A construction manager at risk is defined by state law as a "person, corporation, or entity that provides construction management at-risk services."

Those services are provided for a project "throughout the pre-construction and construction phases, who is licensed as a general contractor, and who guarantees the cost of the project."

The law requires that the construction manager at risk provide a performance and payment bond.

While the facilities committee was busy with its review, commissioners were scheduling a public hearing for June 3 at 9:15 a.m. on their school financing plan. The hearing will be held in their meeting room on the fourth floor of the county courthouse annex.

Commissioner plan to use certificates of participation -- similar to a bond, but which does not require a public vote -- or a similar financing method.

Certificates of participation are not backed by the government's taxing power and are basically a mortgage on the project they are funding. The land and buildings are used as collateral. While a public vote is not required, a public hearing is.

"It is the issuance of the debt for the two new middle schools," Interim County Manager George Wood told commissioners. "You will see in there a higher number than what we have doing on the projections. The reason for that is that you want to make sure that you have got it covered. You don't have the bids yet.
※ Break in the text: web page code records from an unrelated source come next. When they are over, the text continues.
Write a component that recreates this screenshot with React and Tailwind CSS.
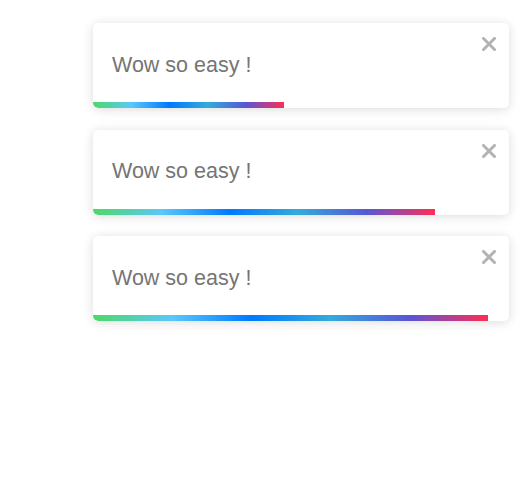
import React from 'react';

const toasts = [
  { id: 1, message: 'Wow so easy !', progress: 191 },
  { id: 2, message: 'Wow so easy !', progress: 342 },
  { id: 3, message: 'Wow so easy !', progress: 395 },
];

const CloseIcon = () => (
  <svg width="14" height="14" viewBox="0 0 14 14" aria-hidden="true">
    <path d="M1.5 1.5L12.5 12.5M12.5 1.5L1.5 12.5" stroke="#b3b3b3" strokeWidth="3" strokeLinecap="square" fill="none" />
  </svg>
);

const Toast = ({ message, progress }) => (
  <div className="flex h-[85px] w-[416px] flex-col overflow-hidden rounded-[5px] bg-white shadow-[0_1px_10px_0_rgba(0,0,0,0.1),0_2px_15px_0_rgba(0,0,0,0.05)]">
    <div className="flex flex-1 items-start">
      <p className="flex-1 self-center pl-[19px] pt-[6px] text-[21.5px] leading-none text-[#757575]">{message}</p>
      <button className="mr-[13px] mt-[14px] h-[14px] w-[14px] cursor-pointer">
        <CloseIcon />
      </button>
    </div>
    <div
      className="h-[6px] rounded-bl-[5px] bg-[linear-gradient(to_right,#4cd964,#5ac8fa,#007aff,#34aadc,#5856d6,#ff2d55)]"
      style={{ width: progress }}
    />
  </div>
);

export default function App() {
  return (
    <div className="flex h-[489px] w-[530px] flex-col items-end gap-[21.5px] bg-white pr-[21px] pt-[23px] font-['Liberation_Sans',Arial,sans-serif]">
      {toasts.map((toast) => (
        <Toast key={toast.id} message={toast.message} progress={toast.progress} />
      ))}
    </div>
  );
}
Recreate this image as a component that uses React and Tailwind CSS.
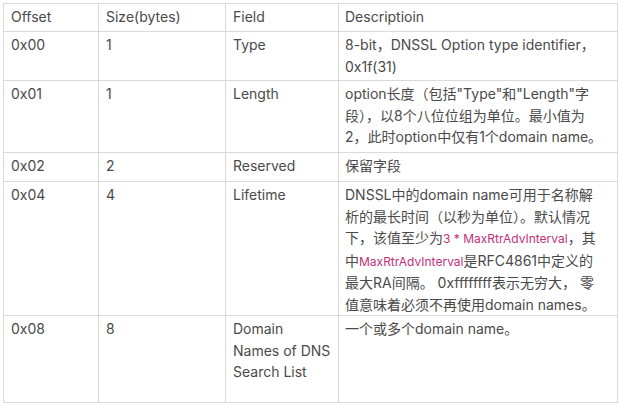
const ROWS = [
  {
    h: 'h-[49px]',
    offset: '0x00',
    size: '1',
    field: ['Type'],
    desc: [['8-bit，DNSSL Option type identifier，'], ['0x1f(31)']],
  },
  {
    h: 'h-[72px]',
    offset: '0x01',
    size: '1',
    field: ['Length'],
    desc: [
      ['option长度（包括"Type"和"Length"字'],
      ['段），以8个八位位组为单位。最小值为'],
      ['2，此时option中仅有1个domain name。'],
    ],
  },
  {
    h: 'h-[29px]',
    offset: '0x02',
    size: '2',
    field: ['Reserved'],
    desc: [['保留字段']],
  },
  {
    h: 'h-[134px]',
    offset: '0x04',
    size: '4',
    field: ['Lifetime'],
    desc: [
      ['DNSSL中的domain name可用于名称解'],
      ['析的最长时间（以秒为单位）。默认情况'],
      ['下，该值至少为', { code: '3 * MaxRtrAdvInterval' }, '，其'],
      ['中', { code: 'MaxRtrAdvInterval' }, '是RFC4861中定义的'],
      ['最大RA间隔。 0xffffffff表示无穷大， 零'],
      ['值意味着必须不再使用domain names。'],
    ],
  },
  {
    h: 'h-[87px]',
    offset: '0x08',
    size: '8',
    field: ['Domain', 'Names of DNS', 'Search List'],
    desc: [['一个或多个domain name。']],
  },
];

const cell = 'border border-[#dadada] px-[7px] pt-[2px] pb-0 align-top';

function Lines({ lines }) {
  return lines.map((parts, i) => (
    <div key={i} className="whitespace-nowrap">
      {parts.map((p, j) =>
        typeof p === 'string' ? (
          <span key={j}>{p}</span>
        ) : (
          <span key={j} className="text-[12px] text-[#c2307a]">{p.code}</span>
        )
      )}
    </div>
  ));
}

export default function App() {
  return (
    <div
      className="w-[620px] h-[405px] bg-white p-[3px] text-[14px] leading-[21.5px] text-[#4a4a4a]"
      style={{ fontFamily: 'Inter, "Noto Sans CJK SC", sans-serif' }}
    >
      <table className="border-collapse table-fixed w-[614px]">
        <colgroup>
          <col className="w-[95px]" />
          <col className="w-[127px]" />
          <col className="w-[113px]" />
          <col className="w-[279px]" />
        </colgroup>
        <thead>
          <tr className="h-[28px] text-left">
            <th className={cell + ' font-normal'}>Offset</th>
            <th className={cell + ' font-normal'}>Size(bytes)</th>
            <th className={cell + ' font-normal'}>Field</th>
            <th className={cell + ' font-normal pl-[6px]'}>Descriptioin</th>
          </tr>
        </thead>
        <tbody>
          {ROWS.map(r => (
            <tr key={r.offset} className={r.h}>
              <td className={cell}>{r.offset}</td>
              <td className={cell}>{r.size}</td>
              <td className={cell}>
                {r.field.map(f => <div key={f} className="whitespace-nowrap">{f}</div>)}
              </td>
              <td className={cell + ' pl-[6px]'}>
                <Lines lines={r.desc} />
              </td>
            </tr>
          ))}
        </tbody>
      </table>
    </div>
  );
}
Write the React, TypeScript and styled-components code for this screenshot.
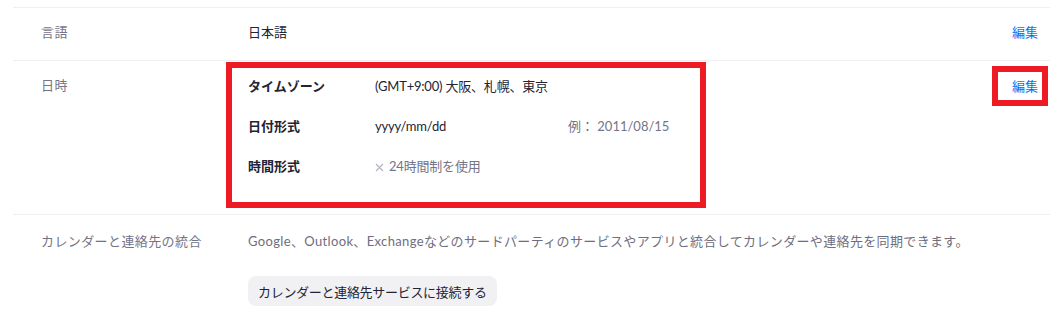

The schools will be getting the bids shortly.

"So the bond counsel and Davenport (the county's financial advisers) recommend the higher number. So I don't want anybody to get excited. You are only going to issue what you need. But you don't want to start a bond process and then find out that you are short."

Wood said the number is $41 million or about $5 million higher than the approximately $37 million that has been previously discussed.
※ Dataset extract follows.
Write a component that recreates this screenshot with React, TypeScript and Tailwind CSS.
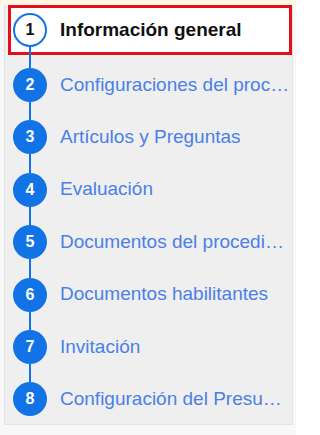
const steps = [
  'Información general',
  'Configuraciones del procedimiento',
  'Artículos y Preguntas',
  'Evaluación',
  'Documentos del procedimiento',
  'Documentos habilitantes',
  'Invitación',
  'Configuración del Presupuesto',
];

const BLUE = 'bg-[#1273e6]';

const Step = ({ n, label, active, last }: { n: number; label: string; active: boolean; last: boolean }) => (
  <div
    className={`flex items-stretch pl-[3px] ${
      active ? 'h-[50px] bg-white shadow-[inset_0_0_0_3px_#e3101b]' : 'h-[52.4px]'
    }`}
  >
    <div className="w-[38px] flex flex-col items-center shrink-0">
      <div className={`flex-1 w-[2px] ${active ? 'bg-transparent' : BLUE}`} />
      <div
        className={`w-[34px] h-[34px] shrink-0 rounded-full flex items-center justify-center text-[16px] font-bold ${
          active ? 'bg-white border-2 border-[#1273e6] text-[#111]' : 'bg-[#1273e6] text-white'
        }`}
      >
        {n}
      </div>
      <div className={`flex-1 w-[2px] ${last ? 'bg-transparent' : BLUE}`} />
    </div>
    <div
      className={`ml-[11px] flex items-center min-w-0 text-[19px] ${
        active ? 'font-bold text-[#111]' : 'text-[#4a7fe8]'
      }`}
    >
      <span className="truncate">{label}</span>
    </div>
  </div>
);

export default function App() {
  return (
    <div className="w-[296px] h-[435px] bg-[#f8f8f8] font-['Liberation_Sans',Arial,sans-serif] overflow-hidden">
      <div className="h-[5px] bg-[#fdf7e4]" />
      <div className="ml-[4px] w-[289px] h-[420px] bg-[#efefef] border-x border-b border-[#e3e3e3] pl-[3px] overflow-hidden">
        {steps.map((s, i) => (
          <div key={s}>
            {i === 1 && (
              <div className="h-[3.75px] pl-[3px] w-[41px] flex justify-center">
                <div className={`w-[2px] ${BLUE}`} />
              </div>
            )}
            <Step n={i + 1} label={s} active={i === 0} last={i === steps.length - 1} />
          </div>
        ))}
      </div>
    </div>
  );
}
School board member Eddie Radford, who chairs the facilities committee, said he was pleased with the quality of the companies that replied to the request for qualifications.

"We are trying to get something going because we want to get these schools on the way as fast as we can," Radford said. "We have worked on it quite a bit, worked on it hard, and we would just like to see it started as soon as we could.

"Ironically, we were close on all of them. What we did, we had a little scale that we looked at. We looked to see what each item was and if the company provided that item we were looking for.

"We are wanting to start as quick as we can," Radford said. "We are wanting to get these schools built. We would certainly like to get the kids into these new schools. We are really looking forward to starting them.

"We certainly appreciate everything that the commissioners have done for us even though we have not agreed with everything they have done. But it seems right now that we are not only well on our way to getting started, but being completed by the date that we are looking for."

The county hopes to open the schools in August 2015.